#### Goal:
Count how many lines of the material hold "index". Respond with that number alone.

[Start]

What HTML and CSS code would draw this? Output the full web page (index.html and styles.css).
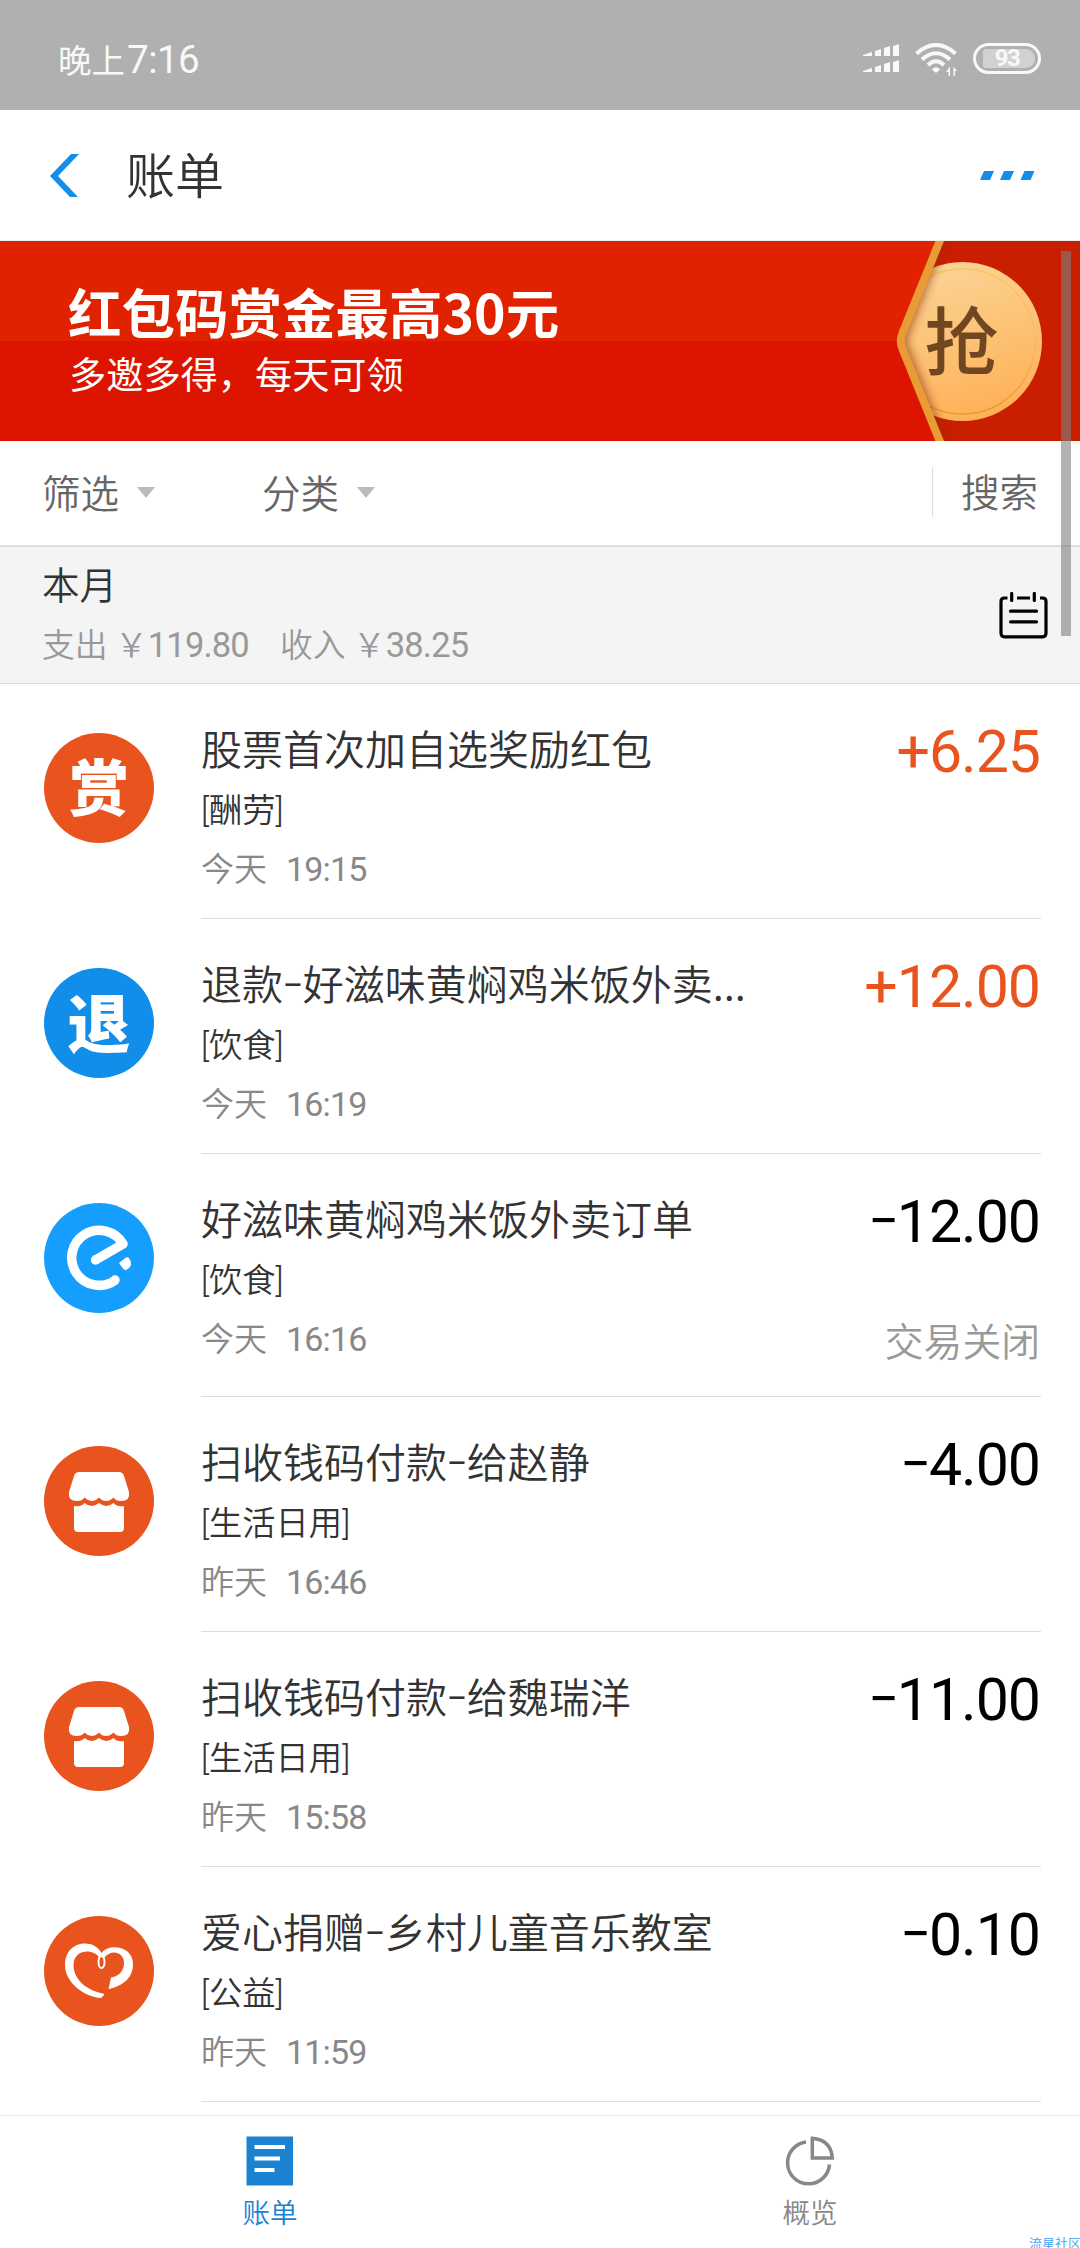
FILE: index.html
```
<!DOCTYPE html>
<html lang="zh-CN">
    <head>
        <meta charset="UTF-8">
        <meta name="viewport" content="width=device-width, initial-scale=1.0">
        <title>账单</title>

        <link rel="stylesheet" href="styles.css">
    </head>
    <body>
        <div class="status-bar">
            <span class="clock">晚上<span>7:16</span></span>
            <div class="status-icons">
                <svg class="signal" width="36" height="28" viewBox="0 0 36 28" fill="#f8f8f8">
                    <path d="M0 11L9 8V12H0ZM12 7L18 5V12H12ZM21 4L27 2V12H21ZM30 2L36 0V12H30Z"/>
                    <path d="M0 27L9 24V28H0ZM12 23L18 21V28H12ZM21 20L27 18V28H21ZM30 18L36 16V28H30Z"/>
                </svg>
                <svg class="wifi" width="42" height="33" viewBox="0 0 42 33" fill="none" stroke="#f8f8f8" stroke-width="4">
                    <path d="M1.5 10.5Q21 -6.500 40.500 10.500M7 16.500Q21 4 35 16.500M13 22Q21 14.500 29 22"/>
                    <path d="M17 26.500Q21 22 25 26.500L21 30Z" fill="#f8f8f8" stroke="none"/>
                    <path d="M31 29L35 23.500V33H33.500V29ZM42 28L38.500 23.500V33H40V28Z" fill="#f8f8f8" stroke="none"/>
                </svg>
                <div class="battery"><span>93</span></div>
            </div>
        </div>

        <header>
            <svg class="back" width="29" height="43" viewBox="0 0 29 43" fill="#108ee9">
                <path d="M21 0H29L8 22L28 43H20L0 22Z"/>
            </svg>
            <h1>账单</h1>
            <svg class="more" width="55" height="9" viewBox="0 0 55 9" fill="#108ee9">
                <path d="M4 0H14L10 9H0ZM24 0H34L30 9H20ZM44.500 0H54.500L50.500 9H40.500Z"/>
            </svg>
        </header>

        <section class="banner">
            <div>
                <h2>红包码赏金最高30元</h2>
                <p>多邀多得，每天可领</p>
            </div>
            <svg width="200" height="200" viewBox="0 0 200 200">
                <defs>
                    <linearGradient id="coin" x1="0.3" y1="0" x2="0.6" y2="1">
                        <stop offset="0" stop-color="#fad596"/>
                        <stop offset="1" stop-color="#ffb056"/>
                    </linearGradient>
                    <linearGradient id="ring" x1="0" y1="0" x2="0" y2="1">
                        <stop offset="0" stop-color="#fcc658"/>
                        <stop offset="0.5" stop-color="#fabb60"/>
                        <stop offset="1" stop-color="#e5992e"/>
                    </linearGradient>
                    <clipPath id="pocket"><path d="M60 0L21 93Q18 100 21 107L60 200H200V0Z"/></clipPath>
                    <filter id="soft" x="-50%" y="-10%" width="200%" height="120%"><feGaussianBlur stdDeviation="5"/></filter>
                </defs>
                <g clip-path="url(#pocket)">
                    <rect width="200" height="200" fill="#ca1e00"/>
                    <circle cx="82.500" cy="100.500" r="79.500" fill="url(#coin)"/>
                    <circle cx="82.500" cy="100.500" r="72.500" fill="none" stroke="url(#ring)" stroke-width="1.500"/>
                    <path d="M60 -4L22 93Q19 100 22 107L60 204" fill="none" stroke="#8c2a10" stroke-opacity="0.65" stroke-width="13" filter="url(#soft)"/>
                    <text class="grab" x="81.500" y="128" text-anchor="middle">抢</text>
                </g>
                <path d="M60.500 -2L22.500 92Q19 100 22.500 108L60.500 202" fill="none" stroke="#e99c33" stroke-width="8"/>
            </svg>
        </section>

        <nav class="filters">
            <a class="drop">筛选</a>
            <a class="drop">分类</a>
            <a class="search">搜索</a>
        </nav>

        <section class="month">
            <div>
                <h3>本月</h3>
                <p><span class="total">支出 ￥<b>119.80</b></span><span class="total">收入 ￥<b>38.25</b></span></p>
            </div>
            <svg width="49" height="47" viewBox="0 0 49 47" fill="none" stroke="#000" stroke-width="3.200">
                <path d="M8.500 6H5.500Q2 6 2 9.500V41Q2 44.800 5.500 44.800H43.500Q47 44.800 47 41V9.500Q47 6 43.500 6H41M18 6H31"/>
                <path d="M12.700 1.500V8.500M35.300 1.500V8.500M11.500 19.200H37.500M11.500 29.800H37.500" stroke-linecap="round"/>
            </svg>
        </section>

        <main class="bills">
            <article class="bill">
                <div class="icon orange">赏</div>
                <div class="info">
                    <div class="desc">
                        <h4>股票首次加自选奖励红包</h4>
                        <p>[酬劳]</p>
                        <time>今天<span>19:15</span></time>
                    </div>
                    <div class="money"><strong class="income">+6.25</strong></div>
                </div>
            </article>

            <article class="bill">
                <div class="icon blue refund">退</div>
                <div class="info">
                    <div class="desc">
                        <h4>退款<i>-</i>好滋味黄焖鸡米饭外卖...</h4>
                        <p>[饮食]</p>
                        <time>今天<span>16:19</span></time>
                    </div>
                    <div class="money"><strong class="income">+12.00</strong></div>
                </div>
            </article>

            <article class="bill closed">
                <div class="icon">
                    <svg width="110" height="110" viewBox="0 0 110 110">
                        <circle cx="55" cy="55" r="55" fill="#169eff"/>
                        <path d="M51.500 57L79 41A27.500 27.500 0 1 0 71.500 77" fill="none" stroke="#fff" stroke-width="9.500" stroke-linejoin="round"/>
                        <circle cx="51.500" cy="57" r="4.700" fill="#fff"/>
                        <circle cx="71" cy="77" r="4.700" fill="#fff"/>
                        <path d="M75.500 59.500L82 54.500Q84.500 53.500 85.500 56Q89 62 85 65L82 67Q80.500 67.500 79.500 66L75.500 61Q75 60 75.500 59.500Z" fill="#fff"/>
                    </svg>
                </div>
                <div class="info">
                    <div class="desc">
                        <h4>好滋味黄焖鸡米饭外卖订单</h4>
                        <p>[饮食]</p>
                        <time>今天<span>16:16</span></time>
                    </div>
                    <div class="money"><strong><i>-</i>12.00</strong><em>交易关闭</em></div>
                </div>
            </article>

            <article class="bill">
                <div class="icon">
                    <svg width="110" height="110" viewBox="0 0 110 110">
                        <circle cx="55" cy="55" r="55" fill="#e9541e"/>
                        <g id="shop" fill="#fff">
                            <path d="M35.500 26H74.500Q79 26 80 30L85 46Q86.500 55 77 55Q72 55 69.500 51.500Q66 55 62 55Q58 55 55 51.500Q51.500 55 47.500 55Q44 55 40.500 51.500Q38 55 33 55Q23.500 55 25 46L30 30Q31 26 35.500 26Z"/>
                            <path d="M30 60Q37 61 40.500 57Q47.500 63 55 57Q62.500 63 69.500 57Q73 61 80 60V82Q80 86 76 86H34Q30 86 30 82Z"/>
                        </g>
                    </svg>
                </div>
                <div class="info">
                    <div class="desc">
                        <h4>扫收钱码付款<i>-</i>给赵静</h4>
                        <p>[生活日用]</p>
                        <time>昨天<span>16:46</span></time>
                    </div>
                    <div class="money"><strong><i>-</i>4.00</strong></div>
                </div>
            </article>

            <article class="bill">
                <div class="icon">
                    <svg width="110" height="110" viewBox="0 0 110 110">
                        <circle cx="55" cy="55" r="55" fill="#e9541e"/>
                        <use href="#shop"/>
                    </svg>
                </div>
                <div class="info">
                    <div class="desc">
                        <h4>扫收钱码付款<i>-</i>给魏瑞洋</h4>
                        <p>[生活日用]</p>
                        <time>昨天<span>15:58</span></time>
                    </div>
                    <div class="money"><strong><i>-</i>11.00</strong></div>
                </div>
            </article>

            <article class="bill">
                <div class="icon">
                    <svg width="110" height="110" viewBox="0 0 110 110">
                        <circle cx="55" cy="55" r="55" fill="#e9541e"/>
                        <path d="M57.500 37C50 22 21 24 21 49C21 66 39 80 56 82Q58 82 60.500 78C45 75 29.500 65 29.500 49C29.500 33 50 32 55.500 42L57.500 41L60 42C66 33 80 35 80 47C80 56 73 61 67 61.500L64.500 73C79 70 89 62 89 48C89 30 65 27 57.500 37Z" fill="#fff"/>
                        <ellipse cx="57.500" cy="46" rx="3" ry="6" fill="none" stroke="#fff" stroke-width="2"/>
                    </svg>
                </div>
                <div class="info">
                    <div class="desc">
                        <h4>爱心捐赠<i>-</i>乡村儿童音乐教室</h4>
                        <p>[公益]</p>
                        <time>昨天<span>11:59</span></time>
                    </div>
                    <div class="money"><strong><i>-</i>0.10</strong></div>
                </div>
            </article>
        </main>

        <footer>
            <a class="tab active">
                <svg width="50" height="50" viewBox="0 0 50 50">
                    <rect x="1.500" y="0.500" width="46.500" height="49" fill="#1b82d2"/>
                    <path d="M9.500 11H40M9.500 22.500H35M9.500 34H29.500" stroke="#fff" stroke-width="4"/>
                </svg>
                账单
            </a>
            <a class="tab">
                <svg width="50" height="50" viewBox="0 0 50 50" fill="none" stroke="#888" stroke-width="3.500">
                    <path d="M21 6A21 21 0 1 0 44.500 28.500"/>
                    <path d="M27.300 2.300V22H47.300Q46 4 27.300 2.300Z"/>
                </svg>
                概览
            </a>
        </footer>

        <div class="scrollbar"></div>
        <span class="watermark">流星社区</span>
    </body>
</html>
```
FILE: styles.css
```
* {
    padding: 0px;
    margin: 0px;
    box-sizing: border-box;
    font-family: "Noto Sans CJK SC", sans-serif;
    font-weight: 350;
}

body {
    position: relative;
    width: 1080px;
    height: 2248px;
    background-color: #fff;
    overflow: hidden;
    display: flex;
    flex-direction: column;
}

svg {
    display: block;
    flex: none;
}

i, em {
    font-style: normal;
}

.status-bar {
    height: 110px;
    padding: 0 39px 0 58px;
    background-color: #b0b0b0;
    color: #f8f8f8;
    display: flex;
    justify-content: space-between;
}

.clock {
    font-size: 33.5px;
    line-height: 117px;
    font-weight: 400;
}

.clock span {
    margin-left: 2px;
    font-family: Roboto, sans-serif;
    font-size: 38.5px;
    font-weight: 400;
    line-height: 1;
    letter-spacing: -0.5px;
}

.status-icons {
    display: flex;
    align-items: flex-start;
    padding-top: 43px;
}

.signal {
    margin-top: 1px;
}

.wifi {
    margin: 0 16px;
}

.battery {
    width: 68px;
    height: 31px;
    padding: 3px 3px 3px 7px;
    border: 3px solid #f8f8f8;
    border-radius: 16px;
}

.battery span {
    display: block;
    height: 19px;
    padding-right: 4px;
    border-radius: 3px 10px 10px 3px;
    background-color: #d1d1d1;
    font-family: Roboto, sans-serif;
    font-size: 24px;
    font-weight: 700;
    line-height: 19px;
    letter-spacing: -1.5px;
    text-align: center;
}

header {
    height: 131px;
    padding: 0 45px 0 50px;
    border-bottom: 1px solid #eee;
    display: flex;
    align-items: center;
}

header h1 {
    margin: -5px auto 0 47px;
    font-size: 49px;
    color: #333;
}

.banner {
    height: 200px;
    padding-left: 68px;
    background: linear-gradient(#e02200 50%, #dc1400 50%);
    color: #fff;
    display: flex;
    justify-content: space-between;
}

.banner h2 {
    padding-top: 35px;
    font-size: 53.5px;
    font-weight: 700;
    line-height: 70px;
}

.banner p {
    padding-left: 1px;
    font-size: 37.2px;
    font-weight: 400;
    line-height: 55px;
}

.grab {
    font-size: 74px;
    font-weight: 500;
    fill: #714722;
}

.filters {
    height: 106px;
    padding: 0 42px 2px;
    border-bottom: 2px solid #ddd;
    font-size: 38.5px;
    color: #666;
    display: flex;
    align-items: center;
}

.drop {
    display: flex;
    align-items: center;
    width: 220px;
    line-height: 54px;
    margin-top: -3px;
}

.drop::after {
    content: "";
    margin: 3px 0 0 18px;
    border-left: 9.5px solid transparent;
    border-right: 9.5px solid transparent;
    border-top: 11px solid #bbb;
}

.search {
    height: 50px;
    margin-left: auto;
    padding-left: 28px;
    border-left: 1px solid #ddd;
    line-height: 47px;
}

.month {
    height: 137px;
    padding: 0 32px 0 42px;
    background-color: #f4f4f4;
    border-bottom: 1px solid #ddd;
    display: flex;
    justify-content: space-between;
    align-items: center;
}

.month h3 {
    margin-top: -4px;
    font-size: 37.5px;
    line-height: 60px;
    color: #333;
}

.month p {
    font-size: 32.8px;
    line-height: 60px;
    color: #999;
}

.month b {
    font-family: Roboto, sans-serif;
    font-size: 34.5px;
    font-weight: 400;
    line-height: 1;
    letter-spacing: -0.8px;
}

.total {
    margin-right: 31px;
}

.bill {
    height: 235px;
    padding: 0 39px 0 44px;
    display: flex;
}

.bill.closed {
    height: 243px;
}

.icon {
    width: 110px;
    height: 110px;
    margin: 49px 47px 0 0;
    border-radius: 50%;
    color: #fff;
    font-size: 60px;
    font-weight: 900;
    line-height: 104px;
    text-align: center;
}

.orange {
    background-color: #e9541e;
}

.blue {
    background-color: #108ee9;
}

.refund {
    font-size: 63px;
}

.info {
    flex: 1;
    border-bottom: 1px solid #ddd;
    display: flex;
    justify-content: space-between;
}

.desc {
    padding-top: 32px;
    color: #333;
    white-space: nowrap;
}

.desc h4 {
    height: 62px;
    font-size: 41px;
    line-height: 62px;
}

.desc p {
    height: 60px;
    padding-top: 3px;
    font-family: Roboto, "Noto Sans CJK SC", sans-serif;
    font-size: 33.3px;
    line-height: 59px;
}

.desc time {
    display: block;
    font-size: 33px;
    line-height: 58px;
    color: #888;
}

.desc time span {
    margin-left: 19px;
    font-family: Roboto, sans-serif;
    font-size: 34px;
    font-weight: 400;
    line-height: 1;
    letter-spacing: -0.8px;
}

/* wide minus sign */
.bill i {
    display: inline-block;
    line-height: 0.7;
    transform: translateY(-0.09em) scaleX(1.45);
    padding: 0 0.07em;
}

.money i {
    font-weight: 400;
}

.money {
    padding-top: 35px;
    display: flex;
    flex-direction: column;
    align-items: flex-end;
}

.money strong {
    height: 66px;
    padding-right: 1px;
    font-family: Roboto, sans-serif;
    font-size: 59px;
    font-weight: 400;
    line-height: 66px;
    letter-spacing: -1px;
}

.money em {
    margin-top: 56px;
    padding-right: 1px;
    font-size: 38.8px;
    line-height: 56px;
    color: #999;
}

.income {
    color: #e9541e;
}

footer {
    height: 133px;
    margin-top: auto;
    border-top: 1px solid #eee;
    display: flex;
}

.tab {
    flex: 1;
    padding-top: 20px;
    display: flex;
    flex-direction: column;
    align-items: center;
    gap: 5px;
    font-size: 27.5px;
    line-height: 40px;
    color: #888;
}

.tab.active {
    color: #1b82d2;
}

.scrollbar {
    position: absolute;
    top: 251px;
    left: 1061px;
    width: 10px;
    height: 385px;
    background-color: rgba(127, 127, 127, 0.6);
}

.watermark {
    position: absolute;
    right: -1px;
    bottom: -5px;
    font-size: 13px;
    line-height: 20px;
    color: #3fa2f5;
}
```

[End]

#### Written solution:
2